La noche estaba en silencio, salvo por el leve crujir de las flores al moverse con el viento. Ji-ho tenía el sobre entre las manos desde hacía horas. No había cenado, no se había acostado. Solo miraba la ventana con el sobre en el regazo, como si al abrirlo fuera a desvanecerse todo lo que había construido.
Ha-joon bajó las escaleras en silencio, con una taza de leche caliente.
—Te la dejé por si querés —dijo con su voz tranquila, sentándose a su lado en el sofá.
Ji-ho asintió. Y por fin, con un suspiro profundo, rompió el sello.

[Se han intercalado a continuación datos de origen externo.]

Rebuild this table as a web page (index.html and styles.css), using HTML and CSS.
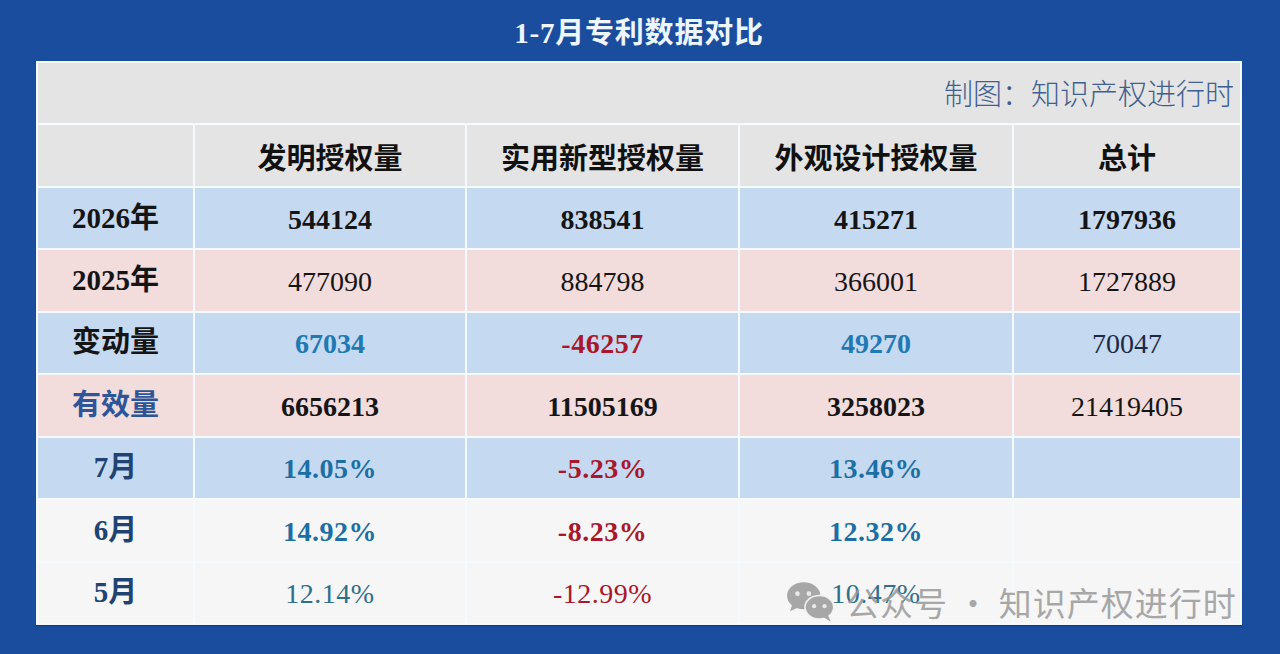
FILE: index.html
```html
<!DOCTYPE html>
<html lang="zh-CN">
<head>
<meta charset="utf-8">
<title>1-7月专利数据对比</title>
<link rel="stylesheet" href="styles.css">
</head>
<body>
<div class="page">
  <h1 class="title">1-7月专利数据对比</h1>
  <div class="sheet">
    <div class="cell credit">制图：知识产权进行时</div>

    <div class="cell head"></div>
    <div class="cell head">发明授权量</div>
    <div class="cell head">实用新型授权量</div>
    <div class="cell head">外观设计授权量</div>
    <div class="cell head">总计</div>

    <div class="cell blue label">2026年</div>
    <div class="cell blue num bold">544124</div>
    <div class="cell blue num bold">838541</div>
    <div class="cell blue num bold">415271</div>
    <div class="cell blue num bold">1797936</div>

    <div class="cell pink label">2025年</div>
    <div class="cell pink num">477090</div>
    <div class="cell pink num">884798</div>
    <div class="cell pink num">366001</div>
    <div class="cell pink num">1727889</div>

    <div class="cell blue label">变动量</div>
    <div class="cell blue num semi up">67034</div>
    <div class="cell blue num semi down">-46257</div>
    <div class="cell blue num semi up">49270</div>
    <div class="cell blue num navy">70047</div>

    <div class="cell pink label valid">有效量</div>
    <div class="cell pink num bold">6656213</div>
    <div class="cell pink num bold">11505169</div>
    <div class="cell pink num bold">3258023</div>
    <div class="cell pink num">21419405</div>

    <div class="cell blue label month">7月</div>
    <div class="cell blue num semi pct">14.05%</div>
    <div class="cell blue num semi down">-5.23%</div>
    <div class="cell blue num semi pct">13.46%</div>
    <div class="cell blue"></div>

    <div class="cell light label month">6月</div>
    <div class="cell light num semi pct">14.92%</div>
    <div class="cell light num semi down">-8.23%</div>
    <div class="cell light num semi pct">12.32%</div>
    <div class="cell light"></div>

    <div class="cell light label month">5月</div>
    <div class="cell light num pct soft">12.14%</div>
    <div class="cell light num down">-12.99%</div>
    <div class="cell light num pct soft">10.47%</div>
    <div class="cell light"></div>
  </div>

  <div class="watermark">
    <svg class="wx" viewBox="0 0 48 40" width="50" height="42" aria-hidden="true">
      <ellipse cx="17" cy="14" rx="16" ry="13" fill="#9a9a9a"/>
      <path d="M6 22 L4 29 L12 25 Z" fill="#9a9a9a"/>
      <circle cx="11" cy="12" r="2.2" fill="#e9e9e9"/>
      <circle cx="22" cy="12" r="2.2" fill="#e9e9e9"/>
      <ellipse cx="32" cy="25" rx="14.5" ry="12" fill="#f2f2f2"/>
      <ellipse cx="32" cy="25" rx="13" ry="10.5" fill="#9a9a9a"/>
      <path d="M40 32 L43 39 L35 34 Z" fill="#9a9a9a"/>
      <circle cx="27" cy="24" r="2" fill="#e9e9e9"/>
      <circle cx="37" cy="24" r="2" fill="#e9e9e9"/>
    </svg>
    <span class="wm-text">公众号 · 知识产权进行时</span>
  </div>
</div>
</body>
</html>
```

FILE: styles.css
```css
* { box-sizing: border-box; }

html, body {
  margin: 0;
  padding: 0;
}

body {
  background: #1a4d9e;
  font-family: "Liberation Serif", "Noto Sans CJK SC", serif;
  width: 1280px;
  height: 654px;
  overflow: hidden;
}

.page {
  position: relative;
  width: 1280px;
  height: 654px;
  padding: 0 38px 0 36px;
}

.title {
  margin: 0;
  height: 61px;
  display: flex;
  align-items: center;
  justify-content: center;
  padding-bottom: 2px;
  color: #eef6ff;
  font-size: 29px;
  font-weight: 700;
  letter-spacing: 0.8px;
}

.sheet {
  width: 1206px;
  height: 564px;
  background: #f4fbff;
  padding: 2px;
  display: grid;
  grid-template-columns: 155px 270px 271px 272px 226px;
  grid-template-rows: repeat(9, 1fr);
  gap: 2px;
  box-shadow: 0 1px 1px rgba(0, 0, 0, 0.25);
}

.cell {
  display: flex;
  align-items: center;
  justify-content: center;
  font-size: 29px;
  color: #151515;
  line-height: 1;
}

.credit {
  grid-column: 1 / -1;
  background: #e4e4e4;
  justify-content: flex-end;
  padding-right: 6px;
  padding-bottom: 1px;
  font-family: "Noto Sans CJK SC", sans-serif;
  font-weight: 300;
  font-size: 29px;
  color: #3f5f90;
}

.head {
  background: #e4e4e4;
  font-family: "Noto Sans CJK SC", sans-serif;
  font-weight: 700;
  font-size: 29px;
  color: #111;
  padding-top: 2px;
}

.blue { background: #c5d9f0; }
.pink { background: #f2dcdc; }
.light { background: #f6f6f6; }

.label {
  font-weight: 700;
  font-size: 29px;
  color: #151515;
}

.label.valid { color: #2d5598; }
.label.month { color: #1f4474; }

.num {
  font-size: 28px;
  padding-top: 3px;
}

.bold { font-weight: 700; }
.semi { font-weight: 700; }

.up { color: #2079b3; }
.down { color: #a8172b; letter-spacing: 0.5px; }
.navy { color: #1c2a45; }
.pct { color: #1c6fa4; letter-spacing: 0.5px; }
.pct.soft { color: #2e6f8c; }

.watermark {
  position: absolute;
  left: 786px;
  top: 581px;
  display: flex;
  align-items: center;
  gap: 10px;
  opacity: 0.85;
}

.wx { display: block; }

.wm-text {
  font-family: "Noto Sans CJK SC", sans-serif;
  font-size: 33px;
  line-height: 1;
  color: #9a9a9a;
  letter-spacing: 1px;
}
```
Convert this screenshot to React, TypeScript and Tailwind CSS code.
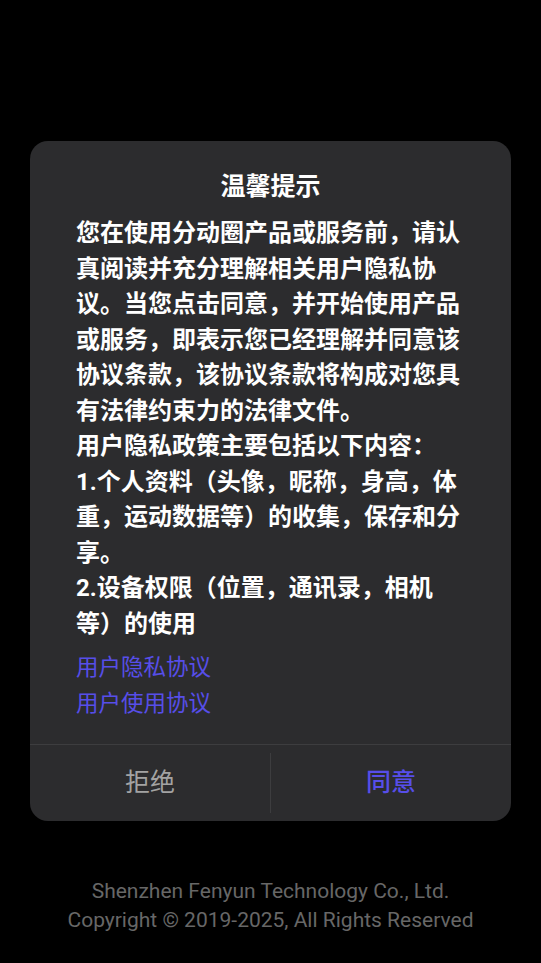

Dentro había una carta escrita a mano, con la letra temblorosa de su madre.
Ji-ho,
Me enteré por alguien que aún estás vivo. Que estás bien. Que te fuiste al campo a vivir entre flores.
No sé si merezco escribirte, pero no puedo con el silencio.
Tu padre está enfermo. No pide por nadie, pero… a veces dice tu nombre en voz baja.
No te pido que regreses. Solo quería que supieras que, pese a todo, te recuerdo.
Mamá.
Ji-ho sintió un nudo en la garganta. No lloró. Solo se quedó quieto, mirando el papel. Su mente se llenó de imágenes rotas: gritos, puertas cerradas, miradas de decepción. Y también de aquella única vez en la infancia donde su madre le había puesto una flor detrás de la oreja y había sonreído.
—¿Querés hablar? —preguntó Ha-joon.
—No sé qué siento. —respondió Ji-ho en voz baja—. No sé si quiero verlos… o si me duele no querer.
Ha-joon puso su mano sobre la suya. No como quien da una respuesta, sino como quien promete acompañar sin juzgar.
Desde el cuarto, una voz pequeña rompió el silencio:
—Ji-ho… ¿Podés venir?
Era Tae-oh, medio dormido, buscando calor.
Ji-ho dejó la carta, se levantó, y fue a abrazarlo.
Quizás aún había cosas que no sabía perdonar… pero sí sabía amar.